We’ve been keeping up with the developing story of the Chicago and Iowa-based brokerage firm, Peregrine Financial Group, whose assets have been frozen and whose CEO has been hospitalized after attempting suicide as federal authorities launch an investigation into a $200 million shortfall in customer-segregated accounts.
Now via Josh Brown, another Chicago firm, Attain Capital, some of whose assets were managed by PFG has published a lengthy note blasting PFG, its regulator the National Futures Association and the NFA’s overseer the CFTC.

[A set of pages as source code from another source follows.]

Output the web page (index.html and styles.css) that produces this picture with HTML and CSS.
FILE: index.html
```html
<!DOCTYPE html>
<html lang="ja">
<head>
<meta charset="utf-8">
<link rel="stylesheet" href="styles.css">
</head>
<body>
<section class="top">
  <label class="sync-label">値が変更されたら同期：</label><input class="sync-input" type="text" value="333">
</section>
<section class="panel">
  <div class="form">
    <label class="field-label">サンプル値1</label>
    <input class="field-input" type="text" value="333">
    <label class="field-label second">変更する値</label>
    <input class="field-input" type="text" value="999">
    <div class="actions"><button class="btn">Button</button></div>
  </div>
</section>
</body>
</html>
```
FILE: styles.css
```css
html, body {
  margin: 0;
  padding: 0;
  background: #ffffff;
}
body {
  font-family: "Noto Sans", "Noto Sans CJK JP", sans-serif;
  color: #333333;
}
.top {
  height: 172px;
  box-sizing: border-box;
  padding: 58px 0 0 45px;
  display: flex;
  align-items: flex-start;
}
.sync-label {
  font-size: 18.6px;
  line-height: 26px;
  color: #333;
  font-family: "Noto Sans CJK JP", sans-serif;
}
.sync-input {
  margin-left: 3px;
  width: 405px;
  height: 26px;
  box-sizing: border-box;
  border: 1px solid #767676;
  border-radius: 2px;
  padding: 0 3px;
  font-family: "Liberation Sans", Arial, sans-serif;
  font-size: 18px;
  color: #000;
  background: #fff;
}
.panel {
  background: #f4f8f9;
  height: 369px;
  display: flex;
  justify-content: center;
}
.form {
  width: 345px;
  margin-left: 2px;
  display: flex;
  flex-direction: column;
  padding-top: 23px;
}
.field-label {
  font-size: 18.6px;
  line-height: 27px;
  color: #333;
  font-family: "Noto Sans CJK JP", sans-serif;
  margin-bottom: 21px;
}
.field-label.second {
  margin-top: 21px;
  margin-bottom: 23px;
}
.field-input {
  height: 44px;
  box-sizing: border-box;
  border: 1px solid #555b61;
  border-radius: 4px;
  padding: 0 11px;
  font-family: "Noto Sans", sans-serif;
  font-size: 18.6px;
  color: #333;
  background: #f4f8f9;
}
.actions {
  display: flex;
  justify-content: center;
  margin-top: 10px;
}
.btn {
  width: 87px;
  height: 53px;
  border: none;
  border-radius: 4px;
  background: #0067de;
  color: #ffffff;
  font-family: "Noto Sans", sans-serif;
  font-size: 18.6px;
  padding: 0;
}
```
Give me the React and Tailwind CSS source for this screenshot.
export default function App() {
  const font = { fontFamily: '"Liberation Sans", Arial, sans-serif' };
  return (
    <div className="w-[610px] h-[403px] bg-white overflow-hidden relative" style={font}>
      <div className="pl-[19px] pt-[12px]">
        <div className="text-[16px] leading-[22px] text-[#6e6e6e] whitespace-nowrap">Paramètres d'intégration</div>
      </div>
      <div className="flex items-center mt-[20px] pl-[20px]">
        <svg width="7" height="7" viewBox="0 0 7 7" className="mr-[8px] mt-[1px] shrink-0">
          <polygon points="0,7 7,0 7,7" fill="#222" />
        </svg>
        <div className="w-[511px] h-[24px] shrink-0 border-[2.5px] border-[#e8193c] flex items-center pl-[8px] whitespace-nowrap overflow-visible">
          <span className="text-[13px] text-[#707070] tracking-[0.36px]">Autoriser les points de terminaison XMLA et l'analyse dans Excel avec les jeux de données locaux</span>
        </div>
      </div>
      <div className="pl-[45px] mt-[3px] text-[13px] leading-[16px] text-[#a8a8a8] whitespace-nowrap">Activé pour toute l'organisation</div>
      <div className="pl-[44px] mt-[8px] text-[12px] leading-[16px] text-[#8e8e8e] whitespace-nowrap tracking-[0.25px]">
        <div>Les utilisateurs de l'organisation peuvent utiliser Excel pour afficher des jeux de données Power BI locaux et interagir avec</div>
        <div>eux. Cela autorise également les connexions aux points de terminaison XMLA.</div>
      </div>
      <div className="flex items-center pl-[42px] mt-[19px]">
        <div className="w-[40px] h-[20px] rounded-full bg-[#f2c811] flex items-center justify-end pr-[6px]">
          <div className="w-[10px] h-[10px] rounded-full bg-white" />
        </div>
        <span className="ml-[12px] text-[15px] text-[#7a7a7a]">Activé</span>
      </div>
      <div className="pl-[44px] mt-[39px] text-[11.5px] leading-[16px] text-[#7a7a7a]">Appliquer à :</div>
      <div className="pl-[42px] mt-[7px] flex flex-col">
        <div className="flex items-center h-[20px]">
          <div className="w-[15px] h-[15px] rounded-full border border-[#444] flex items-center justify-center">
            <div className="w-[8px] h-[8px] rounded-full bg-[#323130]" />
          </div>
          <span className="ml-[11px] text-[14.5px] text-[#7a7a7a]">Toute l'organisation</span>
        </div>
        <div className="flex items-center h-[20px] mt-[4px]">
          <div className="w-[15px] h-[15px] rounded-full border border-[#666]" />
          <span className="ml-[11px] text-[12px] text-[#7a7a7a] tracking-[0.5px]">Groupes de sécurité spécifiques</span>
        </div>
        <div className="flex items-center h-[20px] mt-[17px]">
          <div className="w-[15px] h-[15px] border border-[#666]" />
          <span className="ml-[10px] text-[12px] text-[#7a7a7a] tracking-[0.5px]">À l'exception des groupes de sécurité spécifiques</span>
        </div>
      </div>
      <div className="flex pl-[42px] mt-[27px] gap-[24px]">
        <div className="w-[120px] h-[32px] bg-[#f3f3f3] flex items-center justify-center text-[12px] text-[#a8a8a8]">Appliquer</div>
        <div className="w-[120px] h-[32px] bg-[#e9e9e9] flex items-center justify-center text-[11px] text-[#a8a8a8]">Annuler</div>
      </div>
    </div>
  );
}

“…it has become abundantly clear that our regulators are asleep at the wheel. The NFA answers to the CFTC, and the CFTC is to answer to Congress. Yet, the CFTC clearly failed to monitor NFA responses to the MF Global crisis, and we saw in the MFGlobal Congressional proceedings that our elected officials are more interested in political grandstanding than thorough investigation and effective questioning. Perhaps more importantly, they have little to no understanding of the way the markets they regulate over oversee operate.
“Let us make this clear- we are positively irate. We feel we have been betrayed by our business associates, regulators and government. We know the best course of action is to be level headed and deal with the facts as they come in, but the Chicago in us isn’t about to take this laying down.
They also go into detail about how to reform the market, and call for Congressional inquiries into the NFA’s and CFTC’s failings.